If we have two points (1 bit) in common, it is easy to see that the bitwise comparison of answer & (answer-1) will not give zero.

Going back to the function above, we could rewrite it instead as follows:

def find_rect_candidates(row_1, row_2, colours):
   points_in_common = [0, 0, ...] # one per colour
      for c in colours:
         points_in_common[c] = row_1[c] & row_2[c]
   return points_in_common


where we still have to do the same (N-independent) processing of the return value as with the function above to determine if we do have rectangles.

Now, without further ado, here is the basic code that I use to represent a grid, together with two utility functions.

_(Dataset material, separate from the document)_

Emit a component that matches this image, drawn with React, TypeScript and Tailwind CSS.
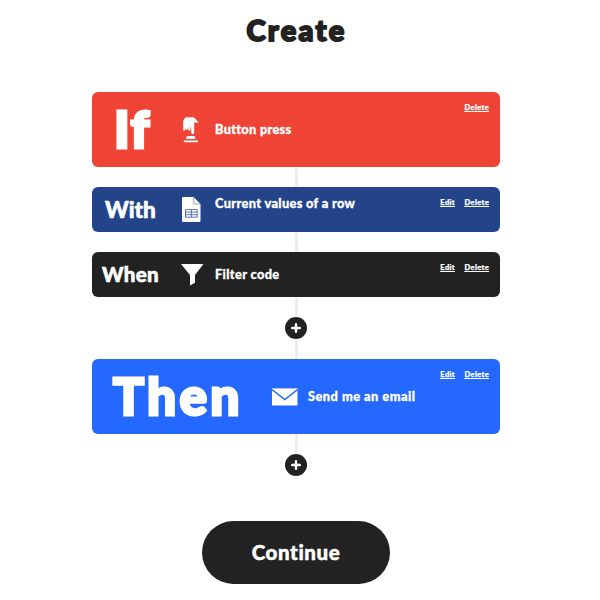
import React from "react";

function Actions({ edit = true }: { edit?: boolean }) {
  return (
    <div className="mt-[11px] mr-[11px] ml-auto flex gap-[9.5px] self-start text-[7.5px] leading-[10px] font-black tracking-[0.35px] underline underline-offset-1 [-webkit-text-stroke:0.25px_white]">
      {edit && <a href="#edit">Edit</a>}
      <a href="#delete">Delete</a>
    </div>
  );
}

function Connector({ className }: { className: string }) {
  return <div className={`w-[3px] bg-[#efedef] ${className}`} />;
}

function AddButton() {
  return (
    <button aria-label="Add" className="flex size-[22px] items-center justify-center rounded-full bg-[#222222]">
      <svg width="10" height="10" viewBox="0 0 10 10" stroke="white" strokeWidth="2.4" strokeLinecap="round">
        <path d="M5 1.2V8.8M1.2 5H8.8" />
      </svg>
    </button>
  );
}

function PressIcon() {
  return (
    <svg width="16" height="26" viewBox="0 0 16 26" fill="white" className="ml-[1.5px]">
      <path d="M1.8 1.2Q2.2 .2 3.5 .2H9.6Q10.7 .2 11.5 1L15.2 4.8Q15.5 6 14.2 6L11.2 5.2V15.8Q11.1 17.2 9.7 17.2Q8.3 17.2 8.2 15.8V10.4H7.5V12.5Q7.3 13.7 6.4 13.7Q5.5 13.7 5.3 12.5V10.4H4.7V12.1Q4.5 13.1 3.8 13.1Q3 13.1 2.8 12.1V11Q1.9 14 1.1 14Q.2 13.8.2 12.5V4.5Q.4 2.5 1.8 1.2Z" />
      <path d="M4 19H11.5L12.6 22H2.8ZM.8 23.6H15V25.2H.8Z" />
    </svg>
  );
}

function SheetIcon() {
  return (
    <svg width="19" height="25" viewBox="0 0 19 25">
      <path d="M1.2 0H11.5L18.5 7V23.7Q18.5 25 17.2 25H1.4Q0 25 0 23.7V1.3Q0 0 1.2 0Z" fill="white" />
      <path d="M11.7 .8V7H18" fill="none" stroke="#8493bd" strokeWidth=".8" />
      <path d="M3.5 12.6H15.2V20.2H3.5ZM3.5 15.1H15.2M3.5 17.7H15.2M9.3 12.6V20.2" fill="none" stroke="#4c659e" strokeWidth=".9" />
    </svg>
  );
}

function FilterIcon() {
  return (
    <svg width="23" height="22" viewBox="0 0 23 22" fill="white">
      <path d="M0 0H22.5L14 11V18.8L9 21.5V11Z" />
    </svg>
  );
}

function MailIcon() {
  return (
    <svg width="26" height="18" viewBox="0 0 26 18">
      <path d="M0 .4H25.5V17.5H0Z" fill="white" />
      <path d="M0 1.6L12.8 11.6L25.5 1.6" fill="none" stroke="#2468ff" strokeWidth="1.4" />
    </svg>
  );
}

function Title({ children, className }: { children: string; className: string }) {
  return <h2 className={`text-[12.8px] font-black [-webkit-text-stroke:0.3px_white] ${className}`}>{children}</h2>;
}

export default function App() {
  return (
    <main className="flex h-[600px] w-[600px] flex-col items-center overflow-hidden bg-white pr-2 font-['Lato',sans-serif] text-white [font-variant-ligatures:none]">
      <h1 className="mt-[15px] h-[77px] pl-[1px] text-[29px] leading-[30px] font-black tracking-[2.3px] text-[#222222] [-webkit-text-stroke:1.9px_#222222]">Create</h1>

      <section className="flex h-[75px] w-[408px] items-center rounded-[6px] bg-[#ef4435]">
        <div className="w-[89px] pb-[3px] pl-[22px] text-[52px] leading-[72px] font-black tracking-[1.5px] [-webkit-text-stroke:3px_white]">If</div>
        <div className="w-[34px]"><PressIcon /></div>
        <Title className="tracking-[0.28px]">Button press</Title>
        <Actions edit={false} />
      </section>
      <Connector className="mt-[1px] h-[19px]" />
      <section className="flex h-[45px] w-[408px] items-center rounded-[6px] bg-[#234489]">
        <div className="w-[90px] pl-[13px] text-[22.5px] font-black [-webkit-text-stroke:0.6px_white]">With</div>
        <div className="w-[33px]"><SheetIcon /></div>
        <Title className="mb-[11px] tracking-[0.34px]">Current values of a row</Title>
        <Actions />
      </section>
      <Connector className="mt-[1px] h-[19px]" />
      <section className="flex h-[45px] w-[408px] items-center rounded-[6px] bg-[#222222]">
        <div className="w-[89px] pl-[10px] text-[20.5px] font-black tracking-[0.3px] [-webkit-text-stroke:0.6px_white]">When</div>
        <div className="w-[34px]"><FilterIcon /></div>
        <Title className="tracking-[0.35px]">Filter code</Title>
        <Actions />
      </section>
      <Connector className="mt-[1px] h-[18px]" />
      <div className="my-[1px] flex"><AddButton /></div>
      <Connector className="h-[19px]" />
      <section className="flex h-[75px] w-[408px] items-center rounded-[6px] bg-[#2468ff]">
        <div className="w-[180px] pb-[2px] pl-[21px] text-[51.5px] leading-[73px] font-black tracking-[3.3px] [-webkit-text-stroke:2.8px_white]">Then</div>
        <div className="w-[36px]"><MailIcon /></div>
        <Title className="tracking-[0.48px]">Send me an email</Title>
        <Actions />
      </section>
      <Connector className="h-[19px]" />
      <div className="mt-[1px] flex"><AddButton /></div>
      <button className="mt-[45px] flex h-[63px] w-[188px] items-center justify-center rounded-full bg-[#222222] text-[20.5px] font-black tracking-[0.6px] [-webkit-text-stroke:0.5px_white]">Continue</button>
    </main>
  );
}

def rectangles_for_two_rows(row_1, row_2):
    '''returns 0 if two rows (given colour, encoded as a bit string)
        do not form a rectangle -
        otherwise returns the points in common encoded as a bit string'''
    intersect = row_1 & row_2
    if not intersect:   # no point in common
        return 0
    # perhaps there is only one point in common of the form 00010000...
    if not(intersect & (intersect-1)):
        return 0
    else:
        return intersect

def count_bits(x):
    '''counts the number of bits
    see http://stackoverflow.com/questions/407587/python-set-bits-count-popcount
    for reference and other alternative'''
    return bin(x).count('1')

class AbstractGrid(object):
    def __init__(self, nb_colours, max_rows, max_columns):
        self.nb_colours = nb_colours
        self.colours = list(range(nb_colours))
        self.max_rows = max_rows
        self.max_columns = max_columns
        self.powers_of_two = [2**i for i in range(max_columns)]
        self.grid = {}

    def initialise(self):
        '''initialise a grid according to some strategy'''
        raise NotImplemented

    def print_grid(self):
        '''prints a representation of the grid.
        Used for diagnostic only - no need to optimize further.'''
        for row in self.grid:
            row_rep = []
            for column in range(self.max_columns-1, -1, -1):
                for colour_ in self.colours:
                    if self.powers_of_two[column] & self.grid[row][colour_]:
                        row_rep.append(str(colour_))
            print("".join(row_rep))

    def identify_intersect_points(self):
        '''identifies the dots that contribute to forming rectangles'''
        # possibly could cut down the calculation time by only computing
        # for colours that have changed...
        nb_intersect = [0 for colour in self.colours]
        intersect_info = []
        for colour in self.colours:
            for row in self.grid:
                for other_row in range(row+1, self.max_rows):
                    intersect = rectangles_for_two_rows(
                                            self.grid[row][colour],
                                            self.grid[other_row][colour])
                    if intersect != 0:
                        nb_intersect[colour] += count_bits(intersect)
                        intersect_info.append([colour, row, other_row, intersect])
        return nb_intersect, intersect_info

The actual code I use has a few additional methods introduced for convenience.  If anyone can find a better method to identify intersection points between rows (from which rectangles can be formed), I would be very interested to hear about it.

1 comment:

  1. I stumbled onto your first 17x17 post earlier today and I've been playing around with the interpreter.

    It looks like I resolved the intersection code in the same way:

    def collision(b):
    return (b & (b-1))

    def checkcolors(colors):
    rowcount = len(colors[0])

    for color in colors:
    for y in range(0, rowcount):
    for y2 in range(y+1, rowcount):
    if collision(color[y] & color[y2]):
    return True
    return False

    I spent a pleasant chunk of the day devising attack strategies - you're right about it being something that seems simple on the surface.